348 AGP Considerations Appendix D
25112 Rev. 3.06 September 2005
Software Optimization Guide for AMD64 Processors
If there are any “empty” doublewords between the last parameter and the top of the cache line, use the
SFENCE instruction to flush the write-combining buffer. The data is issued in ascending order.

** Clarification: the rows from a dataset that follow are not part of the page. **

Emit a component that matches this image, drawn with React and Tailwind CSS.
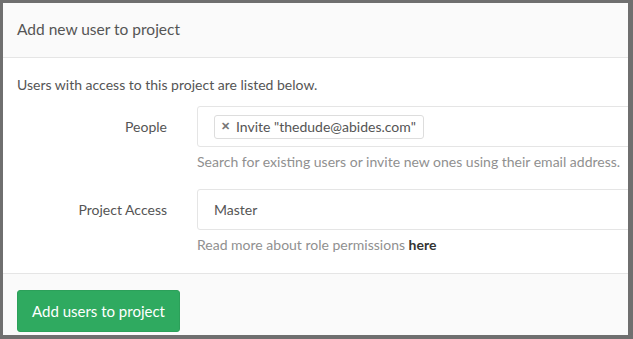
export default function App() {
  return (
    <div
      className="w-[633px] h-[339px] overflow-hidden bg-white border-[#6f6f6f] border-t-[3px] border-l-[3px] border-r-[5px] border-b-[4px] text-[14px] text-[#5c5c5c]"
      style={{ fontFamily: '"Source Sans Pro", Lato, "Liberation Sans", sans-serif' }}
    >
      <div className="h-[55px] px-[14px] flex items-center bg-[#fafafa] border-b border-[#e5e5e5]">
        <h3 className="text-[15.5px] text-[#555]">Add new user to project</h3>
      </div>

      <div className="pt-[17px] pb-[18px] pl-[14px]">
        <p className="leading-[20px] text-[#555]">
          Users with access to this project are listed below.
        </p>

        <div className="mt-[11px] flex">
          <label className="w-[150px] shrink-0 text-right leading-[41px] text-[#555]">
            People
          </label>
          <div className="ml-[30px] w-[500px] shrink-0">
            <div className="h-[41px] border border-[#e5e5e5] rounded-[3px] flex items-center px-[16px]">
              <span className="h-[24px] flex items-center gap-[6px] border border-[#dddddd] rounded-[3px] pl-[6px] pr-[7px] text-[#555]">
                <span className="text-[11px] text-[#777] font-bold">✕</span>
                Invite "thedude@abides.com"
              </span>
            </div>
            <p className="mt-[5px] leading-[20px] text-[#909090]">
              Search for existing users or invite new ones using their email address.
            </p>
          </div>
        </div>

        <div className="mt-[17px] flex">
          <label className="w-[150px] shrink-0 text-right leading-[41px] text-[#555]">
            Project Access
          </label>
          <div className="ml-[30px] w-[500px] shrink-0">
            <div className="h-[41px] border border-[#e5e5e5] rounded-[3px] flex items-center px-[16px] text-[#555]">
              Master
            </div>
            <p className="mt-[5px] leading-[20px] text-[#909090]">
              Read more about role permissions{" "}
              <a className="font-bold text-[#333]">here</a>
            </p>
          </div>
        </div>
      </div>

      <div className="bg-[#fafafa] border-t border-[#e5e5e5] pt-[16px] px-[14px] h-[80px]">
        <button className="h-[42px] w-[163px] rounded-[3px] bg-[#2faa60] border border-[#2ca05a] text-white text-[15px]">
          Add users to project
        </button>
      </div>
    </div>
  );
}
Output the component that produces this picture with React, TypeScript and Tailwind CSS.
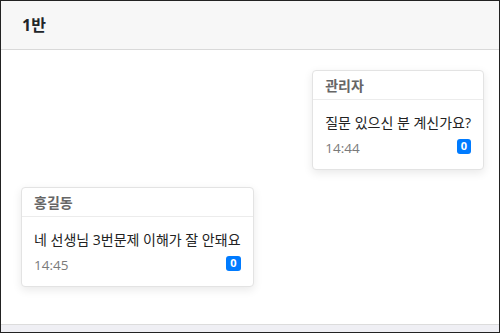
const font = { fontFamily: '"Open Sans", "Noto Sans CJK KR", sans-serif' };

type Msg = { name: string; text: string; time: string; count: number; mine?: boolean };

const messages: Msg[] = [
  { name: '관리자', text: '질문 있으신 분 계신가요?', time: '14:44', count: 0, mine: true },
  { name: '홍길동', text: '네 선생님 3번문제 이해가 잘 안돼요', time: '14:45', count: 0 },
];

function Bubble({ m }: { m: Msg }) {
  return (
    <div
      className={`flex flex-col rounded-[4px] border border-[#e3e3e3] bg-white shadow-[0_3px_10px_rgba(0,0,0,0.09)] ${
        m.mine ? 'self-end' : 'self-start'
      }`}
    >
      <div className="flex h-[29px] items-center border-b border-[#ececec] px-3 text-[14px] font-bold text-[#666]">
        {m.name}
      </div>
      <div className="flex flex-col px-3 pt-[13px] pb-[11px]">
        <div className="text-[14px] leading-[20px] text-[#222]">{m.text}</div>
        <div className="mt-[5px] flex items-center justify-between">
          <span className="text-[13.5px] leading-[20px] text-[#7a7a7a]">{m.time}</span>
          <span className="mb-[4px] flex h-[15px] min-w-[14px] items-center justify-center rounded-[3px] bg-[#007bff] px-1 text-[11px] font-bold text-white">
            {m.count}
          </span>
        </div>
      </div>
    </div>
  );
}

export default function App() {
  return (
    <div className="flex h-[333px] w-[500px] flex-col border border-[#222] bg-white" style={font}>
      <div className="flex h-[49px] shrink-0 items-center border-b border-[#d9d9d9] bg-[#f7f7f7] px-[21px] text-[16px] font-bold text-[#212529]">
        1반
      </div>
      <div className="flex flex-1 flex-col gap-[17px] pt-5 pr-[15px] pl-5">
        {messages.map((m, i) => (
          <Bubble key={i} m={m} />
        ))}
      </div>
      <div className="h-[8px] shrink-0 border-t border-[#dcdcdc] bg-[#efeff4]" />
    </div>
  );
}
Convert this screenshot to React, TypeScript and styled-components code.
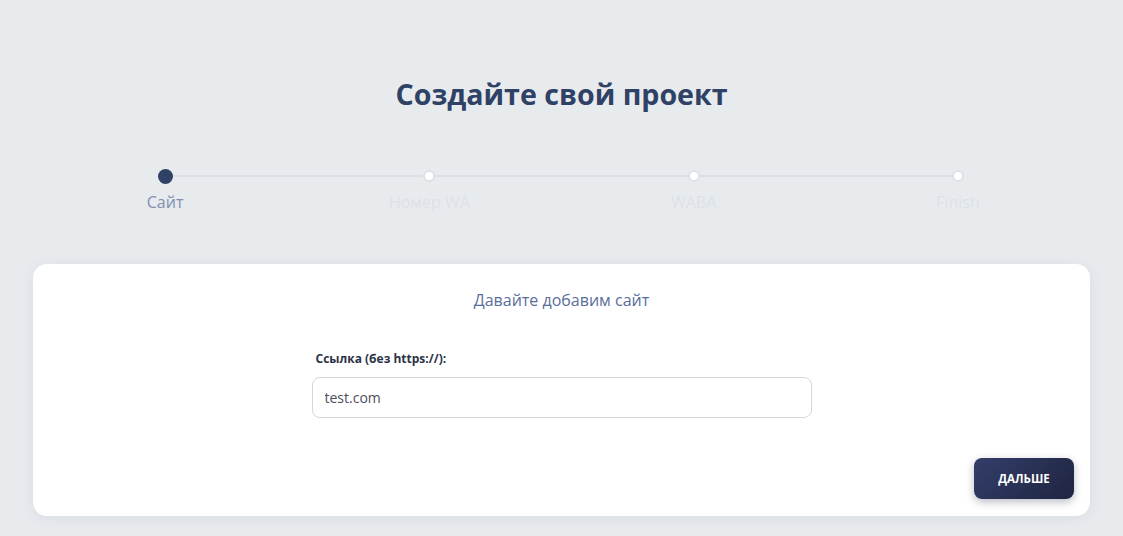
import styled, { createGlobalStyle } from 'styled-components';

const GlobalStyle = createGlobalStyle`
  body {
    margin: 0;
    background: #e8ebee;
    font-family: 'Open Sans', 'Noto Sans', sans-serif;
  }
`;

const steps = ['Сайт', 'Номер WA', 'WABA', 'Finish'];

function App() {
  return (
    <Page>
      <GlobalStyle />
      <Title>Создайте свой проект</Title>
      <Stepper>
        {steps.map((s, i) => (
          <Step key={s} $first={i === 0}>
            <Dot $active={i === 0} />
            <StepLabel $active={i === 0}>{s}</StepLabel>
          </Step>
        ))}
      </Stepper>
      <Card>
        <CardTitle>Давайте добавим сайт</CardTitle>
        <Field>
          <Label>Ссылка (без https://):</Label>
          <Input defaultValue="test.com" />
        </Field>
        <Footer>
          <Button>ДАЛЬШЕ</Button>
        </Footer>
      </Card>
    </Page>
  );
}

export default App;

const Page = styled.div`
  padding: 75px 33px 0;
  height: 536px;
  box-sizing: border-box;
  overflow: hidden;
`;

const Title = styled.h1`
  margin: 0;
  text-align: center;
  font-size: 28.6px;
  line-height: 38px;
  font-weight: 700;
  color: #2f4266;
`;

const Stepper = styled.div`
  display: grid;
  grid-template-columns: repeat(4, 1fr);
  margin-top: 56px;
`;

const Step = styled.div<{ $first: boolean }>`
  position: relative;
  display: flex;
  flex-direction: column;
  align-items: center;

  &::before {
    content: '';
    display: ${(p) => (p.$first ? 'none' : 'block')};
    position: absolute;
    top: 6px;
    right: 50%;
    width: 100%;
    height: 2px;
    background: #dce0e6;
  }
`;

const Dot = styled.div<{ $active: boolean }>`
  position: relative;
  z-index: 1;
  box-sizing: border-box;
  width: ${(p) => (p.$active ? '15px' : '12px')};
  height: ${(p) => (p.$active ? '15px' : '12px')};
  margin-top: ${(p) => (p.$active ? '0' : '1px')};
  margin-bottom: ${(p) => (p.$active ? '0' : '2px')};
  border-radius: 50%;
  background: ${(p) => (p.$active ? '#2f4266' : '#fff')};
  border: ${(p) => (p.$active ? 'none' : '2px solid #dde1e7')};
`;

const StepLabel = styled.div<{ $active: boolean }>`
  margin-top: 7px;
  font-size: 16px;
  line-height: 22px;
  color: ${(p) => (p.$active ? '#7e8fae' : '#dde1e7')};
`;

const Card = styled.div`
  margin-top: 51px;
  background: #fff;
  border-radius: 14px;
  box-shadow: 0 2px 14px rgba(40, 55, 90, 0.08);
  padding: 25px 16px 17px;
  display: flex;
  flex-direction: column;
  align-items: center;
`;

const CardTitle = styled.div`
  font-size: 16px;
  line-height: 22px;
  color: #5a6e9b;
`;

const Field = styled.div`
  width: 500px;
  margin-top: 40px;
  display: flex;
  flex-direction: column;
`;

const Label = styled.label`
  padding-left: 4px;
  font-size: 12px;
  line-height: 16px;
  font-weight: 700;
  color: #2c3347;
`;

const Input = styled.input`
  margin-top: 10px;
  box-sizing: border-box;
  width: 100%;
  height: 41px;
  border: 1px solid #d3d6db;
  border-radius: 8px;
  padding: 0 12px;
  font-family: inherit;
  font-size: 14px;
  color: #4a4f5a;
  outline: none;
`;

const Footer = styled.div`
  align-self: stretch;
  display: flex;
  justify-content: flex-end;
  margin-top: 40px;
`;

const Button = styled.button`
  width: 100px;
  height: 41px;
  border: none;
  border-radius: 8px;
  background: linear-gradient(135deg, #343e6a 0%, #1e2440 100%);
  box-shadow: 0 3px 8px rgba(30, 36, 64, 0.3);
  color: #fff;
  font-family: inherit;
  font-size: 11.5px;
  font-weight: 700;
  cursor: pointer;
`;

SFENCE is needed to flush the processor’s write-combining buffer on any partially filled buffer. In
general, use SFENCE when all parameters needed for rendering have been copied to the memory-
mapped I/O (MMIO) FIFO. This ensures that write data is not kept in the processor’s write-
combining buffer (which prevents the graphics engine from receiving an incomplete command until
the buffer is eventually flushed).
The AGP 3.0 specification specifies that accelerators must be able to buffer at least 128 bytes for the
initial data block transferred. Try using 64–128 bytes as the optimal transfer size whenever possible
(one to two processor cache lines). Map as many commands as will fit into this 64–128-byte structure.
Listing 31. Sending Write-Combined Data to the Graphics-Engine Command FIFO
/* Send commands to a graphic accelerator 2D engine. */
/* The shadowed structure contains 32 DWORDs worth of */
/* rendering commands and data parameters. */
/* Send out 128 (80h) bytes to FIFO in WC MMIO space. */
/* First load 64-bit pointer to a cached command structure. */
mov rdi, OFFSET ShadowRegs_Structure
/* We now have a pointer to the shadowed engine structure. */
/* Grab 16 bytes at a time. */
movdqa xmm0, [rdi]
movdqa xmm1, [rdi + 16]
movdqa xmm2, [rdi + 32]
movdqa xmm3, [rdi + 48]
movdqa xmm4, [rdi + 64]
movdqa xmm5, [rdi + 80]
movdqa xmm6, [rdi + 96]
movdqa xmm7, [rdi + 112]
/* Now get linear pointer to graphic engine mapped in */
/* WC address space. */
mov rax, PTR [Linear2Dengine_Ptr]
/* Now copy register data to processor’s WC buffer. */
/* It is slightly more optimal if the command FIFO */
/* is at a cache-line-aligned address. */
/* Write 16 bytes at a time. */
movdqa [rax], xmm0
movdqa [rax + 16], xmm1
movdqa [rax + 32], xmm2
/* The first WC buffer will be sent after the next write */
/* (assuming FIFO is cache-line aligned) since we are crossing */
/* a cache-line boundary. */